Spodek Dickey, 41, started her career in radio promotion and spent time at Walt Disney Co. before landing at Microsoft in 1995. She dove into Xbox in 2000. “I gave up my life for a year and a half,” she says. “But if I didn’t take this opportunity, I would have regretted it for the rest of my career.”

Warped, and Loving It

Chris Strain has Vans acting like the coolest brand around.

While most marketing to Gen Y tries so hard to be hip that it borders on parody, Vans vp-marketing Chris Strain has kept the decades-old brand real and vital. “We continue to build ourselves on an originality and authenticity that’s lasted 35 years,” says Strain.
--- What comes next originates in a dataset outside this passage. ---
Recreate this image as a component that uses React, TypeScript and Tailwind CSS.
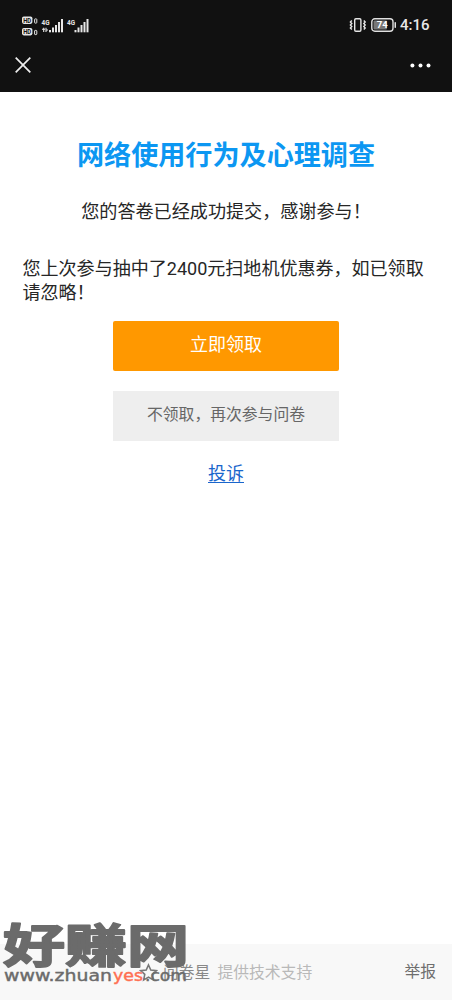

A former brand manager and sports marketer at Pepsi, the decades-old Strain joined Santa Fe Springs, CA-based Vans in 1999 with top-shelf credentials in youth marketing. And he hasn’t disappointed, creating not only marketing campaigns but corporate initiatives that prove Gen Y is willing to embrace marketing sponsorships that understand and cater to their wants and desires.

Those programs include the Vans Skate Parks operating in 10 malls around the country (with more to come in 2002); the wildly successful Vans Warped Tour for alternative music, now entering its fourth year; and the Vans Triple Crown, the brand’s answer to the X Games, which aired nationally on NBC in November.

Being so tapped into the teen zeitgeist, Vans naturally didn’t miss a chance to partner with Microsoft’s Xbox, which it signed up to sponsor Triple Crown events.

“For all his personal success and the storied accomplishments of Vans, Chris never rests on prior achievements,” says Bill Carter, president at Fuse Sports Marketing, Burlington, VT, which represents Triple Crown sponsors like Mountain Dew. “He markets Vans like a start-up and keeps the brand ahead of its competitors.”

“Our connection with youth has never been stronger,” Strain says. “We have a covenant with our customers based on respect. That’s respect for their intelligence and respect for their time.”